[Start of PROVIDED RECORDS]

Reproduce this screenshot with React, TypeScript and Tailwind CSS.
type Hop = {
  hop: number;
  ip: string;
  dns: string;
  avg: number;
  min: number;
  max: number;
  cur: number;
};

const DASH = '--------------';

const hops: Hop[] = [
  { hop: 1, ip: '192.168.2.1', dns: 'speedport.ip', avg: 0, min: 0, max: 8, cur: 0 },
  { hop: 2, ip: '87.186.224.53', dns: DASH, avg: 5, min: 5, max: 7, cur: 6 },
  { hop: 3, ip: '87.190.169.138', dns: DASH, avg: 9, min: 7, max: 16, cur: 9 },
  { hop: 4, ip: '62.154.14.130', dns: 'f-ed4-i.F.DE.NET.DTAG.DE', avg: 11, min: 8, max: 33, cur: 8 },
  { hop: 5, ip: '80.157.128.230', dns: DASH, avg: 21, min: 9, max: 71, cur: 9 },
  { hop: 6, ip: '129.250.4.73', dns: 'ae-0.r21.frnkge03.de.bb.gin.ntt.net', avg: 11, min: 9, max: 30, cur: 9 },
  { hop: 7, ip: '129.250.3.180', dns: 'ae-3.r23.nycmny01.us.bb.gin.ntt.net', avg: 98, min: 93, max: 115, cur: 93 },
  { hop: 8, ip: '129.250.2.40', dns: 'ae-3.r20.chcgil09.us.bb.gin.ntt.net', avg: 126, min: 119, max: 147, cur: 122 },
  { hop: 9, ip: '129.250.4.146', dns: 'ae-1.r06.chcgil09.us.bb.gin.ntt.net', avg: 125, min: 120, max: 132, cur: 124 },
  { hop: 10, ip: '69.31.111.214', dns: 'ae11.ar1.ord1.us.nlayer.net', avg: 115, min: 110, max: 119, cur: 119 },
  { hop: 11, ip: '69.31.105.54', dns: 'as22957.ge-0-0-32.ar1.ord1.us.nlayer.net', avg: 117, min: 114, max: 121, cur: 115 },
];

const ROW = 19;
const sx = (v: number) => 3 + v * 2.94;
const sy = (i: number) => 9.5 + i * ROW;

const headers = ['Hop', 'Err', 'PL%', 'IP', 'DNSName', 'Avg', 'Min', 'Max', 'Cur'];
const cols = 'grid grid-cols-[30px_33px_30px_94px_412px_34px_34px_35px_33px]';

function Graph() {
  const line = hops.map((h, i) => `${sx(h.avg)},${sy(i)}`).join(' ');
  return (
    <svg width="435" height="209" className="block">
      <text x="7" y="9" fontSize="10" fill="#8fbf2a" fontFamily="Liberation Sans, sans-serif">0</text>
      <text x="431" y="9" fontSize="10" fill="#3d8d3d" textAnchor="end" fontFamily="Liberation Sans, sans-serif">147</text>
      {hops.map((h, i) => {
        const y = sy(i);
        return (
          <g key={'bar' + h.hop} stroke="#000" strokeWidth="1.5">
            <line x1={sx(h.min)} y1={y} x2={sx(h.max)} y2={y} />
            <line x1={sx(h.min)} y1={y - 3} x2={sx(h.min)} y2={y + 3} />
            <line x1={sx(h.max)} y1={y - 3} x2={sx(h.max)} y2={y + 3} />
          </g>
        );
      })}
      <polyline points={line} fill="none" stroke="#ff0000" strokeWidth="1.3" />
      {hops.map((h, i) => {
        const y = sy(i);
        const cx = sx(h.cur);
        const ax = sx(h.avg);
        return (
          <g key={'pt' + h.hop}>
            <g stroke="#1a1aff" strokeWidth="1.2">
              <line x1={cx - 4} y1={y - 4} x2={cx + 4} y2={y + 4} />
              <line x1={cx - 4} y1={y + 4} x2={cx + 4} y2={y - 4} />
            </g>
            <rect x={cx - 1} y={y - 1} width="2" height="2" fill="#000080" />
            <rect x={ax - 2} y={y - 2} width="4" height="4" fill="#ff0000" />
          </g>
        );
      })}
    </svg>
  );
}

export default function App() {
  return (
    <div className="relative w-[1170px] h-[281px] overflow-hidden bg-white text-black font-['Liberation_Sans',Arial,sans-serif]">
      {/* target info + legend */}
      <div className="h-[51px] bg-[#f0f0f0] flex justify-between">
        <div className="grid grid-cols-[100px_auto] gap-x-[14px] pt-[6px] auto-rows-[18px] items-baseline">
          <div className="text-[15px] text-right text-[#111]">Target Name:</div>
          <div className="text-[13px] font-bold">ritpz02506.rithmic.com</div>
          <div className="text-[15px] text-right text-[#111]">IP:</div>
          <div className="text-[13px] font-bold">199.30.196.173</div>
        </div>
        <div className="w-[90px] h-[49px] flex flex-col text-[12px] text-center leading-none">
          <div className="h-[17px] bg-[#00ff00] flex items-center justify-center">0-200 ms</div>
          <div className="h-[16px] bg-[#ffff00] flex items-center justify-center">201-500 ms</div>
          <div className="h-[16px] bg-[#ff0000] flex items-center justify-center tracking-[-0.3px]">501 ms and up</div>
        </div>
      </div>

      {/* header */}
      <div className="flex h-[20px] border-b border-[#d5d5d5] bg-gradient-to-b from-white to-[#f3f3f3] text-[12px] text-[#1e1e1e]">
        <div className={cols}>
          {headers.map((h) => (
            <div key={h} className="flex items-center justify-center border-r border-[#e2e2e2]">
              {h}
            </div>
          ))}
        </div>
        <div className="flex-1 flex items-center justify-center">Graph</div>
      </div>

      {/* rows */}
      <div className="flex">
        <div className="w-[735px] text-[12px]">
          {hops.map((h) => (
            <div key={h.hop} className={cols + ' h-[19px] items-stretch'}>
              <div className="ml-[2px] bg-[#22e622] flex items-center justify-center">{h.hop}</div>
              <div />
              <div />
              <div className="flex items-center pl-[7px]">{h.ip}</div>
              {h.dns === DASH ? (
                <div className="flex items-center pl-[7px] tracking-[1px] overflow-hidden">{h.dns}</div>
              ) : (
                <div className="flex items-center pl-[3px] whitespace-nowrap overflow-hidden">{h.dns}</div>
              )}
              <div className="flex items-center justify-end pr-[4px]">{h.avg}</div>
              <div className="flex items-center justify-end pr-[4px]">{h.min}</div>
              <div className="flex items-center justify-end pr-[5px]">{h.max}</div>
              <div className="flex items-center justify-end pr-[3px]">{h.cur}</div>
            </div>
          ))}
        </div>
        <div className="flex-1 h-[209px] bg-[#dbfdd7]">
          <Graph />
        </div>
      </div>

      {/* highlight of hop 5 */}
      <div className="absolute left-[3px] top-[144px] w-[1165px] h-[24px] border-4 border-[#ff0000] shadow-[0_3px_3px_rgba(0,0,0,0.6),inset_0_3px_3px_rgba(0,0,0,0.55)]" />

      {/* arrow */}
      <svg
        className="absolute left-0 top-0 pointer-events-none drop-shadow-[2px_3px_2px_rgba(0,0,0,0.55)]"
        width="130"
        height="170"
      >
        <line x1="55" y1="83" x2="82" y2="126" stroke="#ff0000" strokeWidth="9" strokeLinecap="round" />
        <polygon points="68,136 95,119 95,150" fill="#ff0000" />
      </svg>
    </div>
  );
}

[End of PROVIDED RECORDS]
[Start of PROVIDED RECORDS]

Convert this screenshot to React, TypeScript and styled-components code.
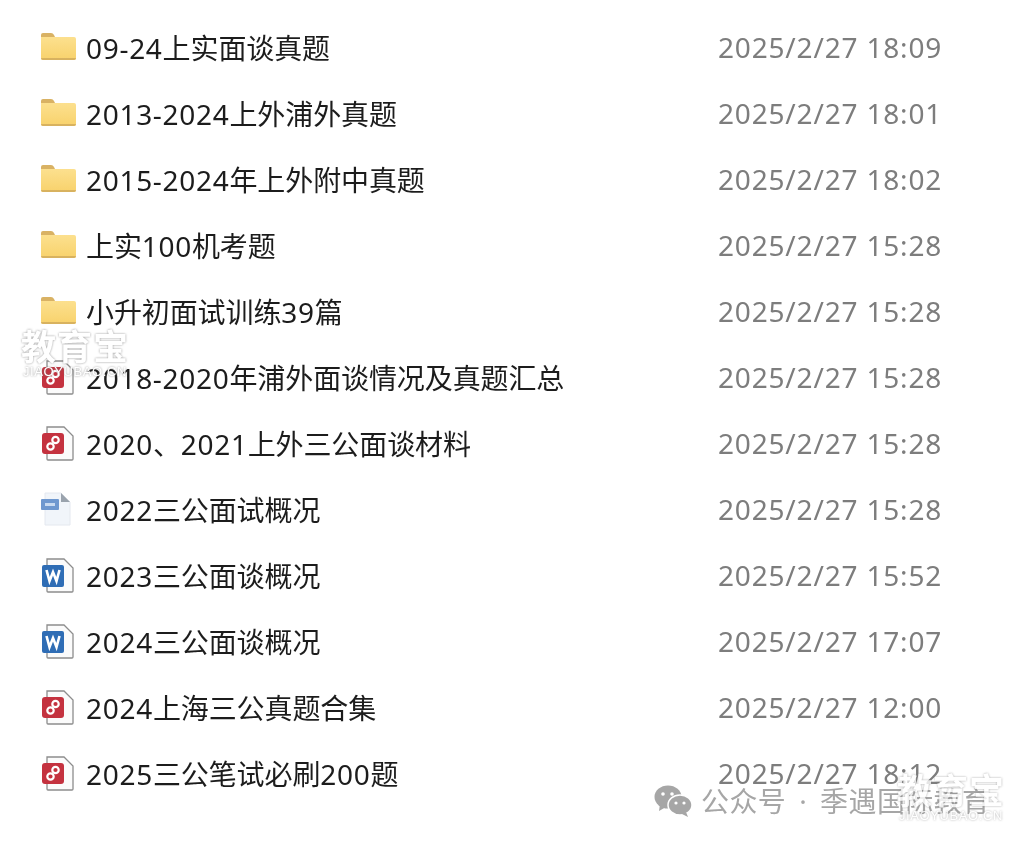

[End of PROVIDED RECORDS]

◆ WHAT THE TASK REQUIRES
Check every line of the data above for the string "this", and copy those that have it.

◆ FINISHED TASK
Reproduce this screenshot with React, TypeScript and Tailwind CSS.
Convert this screenshot to React, TypeScript and styled-components code.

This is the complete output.